Records shown:
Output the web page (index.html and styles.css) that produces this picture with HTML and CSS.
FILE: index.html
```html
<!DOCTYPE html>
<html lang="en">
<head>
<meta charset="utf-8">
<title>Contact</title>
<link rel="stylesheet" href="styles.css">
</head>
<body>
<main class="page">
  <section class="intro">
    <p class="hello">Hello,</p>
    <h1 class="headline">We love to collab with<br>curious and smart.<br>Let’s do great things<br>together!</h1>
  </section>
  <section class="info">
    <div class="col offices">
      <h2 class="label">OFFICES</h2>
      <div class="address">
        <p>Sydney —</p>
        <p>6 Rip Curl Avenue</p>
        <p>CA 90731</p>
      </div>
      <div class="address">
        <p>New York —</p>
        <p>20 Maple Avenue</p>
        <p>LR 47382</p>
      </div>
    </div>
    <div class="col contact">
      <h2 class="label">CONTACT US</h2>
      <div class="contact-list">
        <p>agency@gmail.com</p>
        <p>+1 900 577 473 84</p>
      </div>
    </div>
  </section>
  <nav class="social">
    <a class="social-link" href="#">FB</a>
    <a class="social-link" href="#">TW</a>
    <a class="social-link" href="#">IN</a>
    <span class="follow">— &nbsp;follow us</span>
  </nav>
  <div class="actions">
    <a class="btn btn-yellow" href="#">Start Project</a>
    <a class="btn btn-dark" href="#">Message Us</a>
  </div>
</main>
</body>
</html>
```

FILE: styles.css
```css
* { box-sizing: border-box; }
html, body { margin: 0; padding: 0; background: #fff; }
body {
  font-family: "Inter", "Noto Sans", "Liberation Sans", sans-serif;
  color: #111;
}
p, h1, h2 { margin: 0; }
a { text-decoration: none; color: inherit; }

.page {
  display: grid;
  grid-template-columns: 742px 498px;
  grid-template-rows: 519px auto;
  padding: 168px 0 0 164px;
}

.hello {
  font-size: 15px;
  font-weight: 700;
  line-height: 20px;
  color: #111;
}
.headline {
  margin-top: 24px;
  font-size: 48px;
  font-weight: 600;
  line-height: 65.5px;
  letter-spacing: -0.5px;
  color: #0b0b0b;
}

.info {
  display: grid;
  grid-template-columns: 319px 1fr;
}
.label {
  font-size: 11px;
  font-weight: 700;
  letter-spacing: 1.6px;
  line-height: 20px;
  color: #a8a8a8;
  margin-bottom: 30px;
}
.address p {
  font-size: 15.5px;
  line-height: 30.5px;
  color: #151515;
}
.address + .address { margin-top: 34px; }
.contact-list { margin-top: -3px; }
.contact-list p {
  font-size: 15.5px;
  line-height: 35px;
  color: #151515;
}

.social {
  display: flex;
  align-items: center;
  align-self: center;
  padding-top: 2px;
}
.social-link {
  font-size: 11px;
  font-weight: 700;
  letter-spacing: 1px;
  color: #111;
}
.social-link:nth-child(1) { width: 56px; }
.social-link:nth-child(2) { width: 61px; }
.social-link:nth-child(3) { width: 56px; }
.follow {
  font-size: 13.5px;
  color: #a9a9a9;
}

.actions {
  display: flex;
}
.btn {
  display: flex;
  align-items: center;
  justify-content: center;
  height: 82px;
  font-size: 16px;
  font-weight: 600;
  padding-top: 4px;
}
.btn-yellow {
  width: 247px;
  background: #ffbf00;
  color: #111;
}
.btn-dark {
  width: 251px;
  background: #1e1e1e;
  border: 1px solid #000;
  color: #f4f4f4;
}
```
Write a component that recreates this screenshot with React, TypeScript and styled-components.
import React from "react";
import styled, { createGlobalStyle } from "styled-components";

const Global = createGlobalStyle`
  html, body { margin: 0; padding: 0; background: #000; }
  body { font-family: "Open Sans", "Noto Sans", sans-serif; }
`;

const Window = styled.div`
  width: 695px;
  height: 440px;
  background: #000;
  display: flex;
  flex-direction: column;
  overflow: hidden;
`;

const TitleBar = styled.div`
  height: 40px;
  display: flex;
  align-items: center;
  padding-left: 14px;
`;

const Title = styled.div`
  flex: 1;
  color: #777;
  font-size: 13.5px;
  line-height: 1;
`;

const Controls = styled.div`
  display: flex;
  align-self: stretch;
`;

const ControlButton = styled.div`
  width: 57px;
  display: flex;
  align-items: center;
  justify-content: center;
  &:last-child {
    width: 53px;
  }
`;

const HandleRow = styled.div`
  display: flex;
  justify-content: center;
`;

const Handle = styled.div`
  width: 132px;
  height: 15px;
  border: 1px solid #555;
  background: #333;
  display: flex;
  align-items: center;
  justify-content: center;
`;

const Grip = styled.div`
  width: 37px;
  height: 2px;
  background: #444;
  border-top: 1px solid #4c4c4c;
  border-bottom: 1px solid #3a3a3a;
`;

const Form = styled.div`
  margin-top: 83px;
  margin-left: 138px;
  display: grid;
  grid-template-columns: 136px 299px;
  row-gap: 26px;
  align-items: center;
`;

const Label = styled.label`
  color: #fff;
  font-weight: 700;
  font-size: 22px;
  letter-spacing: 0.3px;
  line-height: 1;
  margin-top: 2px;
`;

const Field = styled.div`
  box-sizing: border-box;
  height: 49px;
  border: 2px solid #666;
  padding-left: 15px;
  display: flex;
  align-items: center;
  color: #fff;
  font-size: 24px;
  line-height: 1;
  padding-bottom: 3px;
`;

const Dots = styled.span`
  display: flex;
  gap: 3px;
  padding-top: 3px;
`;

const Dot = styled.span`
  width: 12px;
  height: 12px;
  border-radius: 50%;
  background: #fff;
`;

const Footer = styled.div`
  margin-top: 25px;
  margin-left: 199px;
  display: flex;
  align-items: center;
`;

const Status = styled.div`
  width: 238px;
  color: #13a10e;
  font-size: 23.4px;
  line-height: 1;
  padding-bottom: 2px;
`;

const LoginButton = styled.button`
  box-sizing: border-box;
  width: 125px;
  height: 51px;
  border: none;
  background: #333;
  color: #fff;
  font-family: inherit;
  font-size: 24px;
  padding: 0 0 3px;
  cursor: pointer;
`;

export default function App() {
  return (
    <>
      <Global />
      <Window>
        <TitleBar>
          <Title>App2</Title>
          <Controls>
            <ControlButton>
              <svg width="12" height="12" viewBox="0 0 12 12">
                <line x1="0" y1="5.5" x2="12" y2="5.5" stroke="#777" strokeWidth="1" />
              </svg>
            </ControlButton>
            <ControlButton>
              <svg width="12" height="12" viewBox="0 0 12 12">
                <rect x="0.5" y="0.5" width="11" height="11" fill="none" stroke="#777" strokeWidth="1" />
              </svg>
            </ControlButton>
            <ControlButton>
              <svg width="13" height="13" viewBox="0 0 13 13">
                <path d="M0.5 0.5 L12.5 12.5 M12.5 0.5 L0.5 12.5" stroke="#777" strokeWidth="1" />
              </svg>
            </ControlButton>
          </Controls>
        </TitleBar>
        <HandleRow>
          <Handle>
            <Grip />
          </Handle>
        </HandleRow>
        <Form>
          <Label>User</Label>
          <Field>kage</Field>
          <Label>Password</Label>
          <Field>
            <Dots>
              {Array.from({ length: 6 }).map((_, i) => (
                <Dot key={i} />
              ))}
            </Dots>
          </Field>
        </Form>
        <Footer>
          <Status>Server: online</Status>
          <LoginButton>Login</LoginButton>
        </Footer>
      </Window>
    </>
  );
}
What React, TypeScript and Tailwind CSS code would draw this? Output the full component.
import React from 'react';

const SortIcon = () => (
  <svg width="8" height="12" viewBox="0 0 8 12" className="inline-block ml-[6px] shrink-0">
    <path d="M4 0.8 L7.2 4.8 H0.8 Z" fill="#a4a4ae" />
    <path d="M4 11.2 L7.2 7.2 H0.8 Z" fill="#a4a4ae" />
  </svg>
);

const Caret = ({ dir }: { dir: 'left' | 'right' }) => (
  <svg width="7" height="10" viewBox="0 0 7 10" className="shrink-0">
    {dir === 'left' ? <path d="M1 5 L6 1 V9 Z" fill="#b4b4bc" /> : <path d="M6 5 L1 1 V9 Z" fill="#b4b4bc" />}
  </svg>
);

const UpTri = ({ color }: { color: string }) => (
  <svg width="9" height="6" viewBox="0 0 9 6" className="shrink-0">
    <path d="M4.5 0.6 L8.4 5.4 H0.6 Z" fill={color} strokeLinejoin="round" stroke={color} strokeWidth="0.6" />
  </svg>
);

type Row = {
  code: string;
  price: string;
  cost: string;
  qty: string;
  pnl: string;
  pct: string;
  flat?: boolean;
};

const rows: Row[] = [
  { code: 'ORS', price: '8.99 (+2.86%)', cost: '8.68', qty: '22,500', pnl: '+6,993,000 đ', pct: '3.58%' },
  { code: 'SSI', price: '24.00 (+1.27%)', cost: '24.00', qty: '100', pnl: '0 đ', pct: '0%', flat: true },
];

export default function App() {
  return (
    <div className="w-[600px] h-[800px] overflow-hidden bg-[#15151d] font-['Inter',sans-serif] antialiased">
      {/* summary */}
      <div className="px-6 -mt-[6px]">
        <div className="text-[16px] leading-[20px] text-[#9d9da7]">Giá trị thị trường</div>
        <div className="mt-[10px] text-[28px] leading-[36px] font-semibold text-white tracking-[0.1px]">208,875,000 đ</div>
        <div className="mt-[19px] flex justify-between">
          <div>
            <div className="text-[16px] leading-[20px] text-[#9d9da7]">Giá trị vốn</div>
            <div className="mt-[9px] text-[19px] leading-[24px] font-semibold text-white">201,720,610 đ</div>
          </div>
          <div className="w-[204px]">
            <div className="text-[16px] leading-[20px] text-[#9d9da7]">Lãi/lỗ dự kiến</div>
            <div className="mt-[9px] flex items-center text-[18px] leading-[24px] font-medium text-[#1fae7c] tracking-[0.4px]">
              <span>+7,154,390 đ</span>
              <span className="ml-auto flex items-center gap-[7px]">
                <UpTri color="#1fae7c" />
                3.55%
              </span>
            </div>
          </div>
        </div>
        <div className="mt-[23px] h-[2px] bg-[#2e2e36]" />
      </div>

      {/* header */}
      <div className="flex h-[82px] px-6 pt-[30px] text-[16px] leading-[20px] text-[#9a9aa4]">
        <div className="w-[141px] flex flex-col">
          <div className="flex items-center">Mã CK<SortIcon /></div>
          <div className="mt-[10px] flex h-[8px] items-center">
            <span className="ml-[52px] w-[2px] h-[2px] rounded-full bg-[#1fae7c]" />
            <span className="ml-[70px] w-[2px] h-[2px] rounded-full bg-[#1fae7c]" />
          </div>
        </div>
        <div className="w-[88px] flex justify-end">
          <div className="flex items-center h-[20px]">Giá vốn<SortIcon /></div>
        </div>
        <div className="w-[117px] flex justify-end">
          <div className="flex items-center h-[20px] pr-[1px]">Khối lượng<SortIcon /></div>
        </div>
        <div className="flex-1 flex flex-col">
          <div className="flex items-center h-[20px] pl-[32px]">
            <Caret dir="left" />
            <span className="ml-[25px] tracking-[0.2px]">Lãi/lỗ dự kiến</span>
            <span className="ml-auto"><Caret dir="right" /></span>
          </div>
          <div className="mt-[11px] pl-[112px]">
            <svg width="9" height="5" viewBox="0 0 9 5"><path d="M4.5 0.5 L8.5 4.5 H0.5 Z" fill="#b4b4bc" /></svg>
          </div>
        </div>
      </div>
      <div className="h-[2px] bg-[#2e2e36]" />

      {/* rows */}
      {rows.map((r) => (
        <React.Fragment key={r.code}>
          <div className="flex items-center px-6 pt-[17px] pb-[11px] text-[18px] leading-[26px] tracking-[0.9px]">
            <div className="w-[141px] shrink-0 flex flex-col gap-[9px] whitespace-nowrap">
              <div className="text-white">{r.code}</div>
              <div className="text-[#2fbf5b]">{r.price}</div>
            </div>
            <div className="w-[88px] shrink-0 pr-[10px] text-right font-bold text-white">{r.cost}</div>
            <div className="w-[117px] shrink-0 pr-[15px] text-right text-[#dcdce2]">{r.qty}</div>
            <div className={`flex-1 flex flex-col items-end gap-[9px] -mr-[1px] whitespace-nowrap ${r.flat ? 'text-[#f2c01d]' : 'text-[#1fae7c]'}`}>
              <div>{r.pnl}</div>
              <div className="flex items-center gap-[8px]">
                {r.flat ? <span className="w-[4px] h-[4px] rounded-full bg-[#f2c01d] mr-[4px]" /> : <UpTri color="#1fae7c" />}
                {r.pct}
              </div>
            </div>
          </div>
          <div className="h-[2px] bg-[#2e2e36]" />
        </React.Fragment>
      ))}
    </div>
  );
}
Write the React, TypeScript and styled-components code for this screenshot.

Required task: Find each line holding the string "this" and copy it out.

Final answer:
Output the web page (index.html and styles.css) that produces this picture with HTML and CSS.
Write a component that recreates this screenshot with React, TypeScript and styled-components.
What React, TypeScript and Tailwind CSS code would draw this? Output the full component.
Write the React, TypeScript and styled-components code for this screenshot.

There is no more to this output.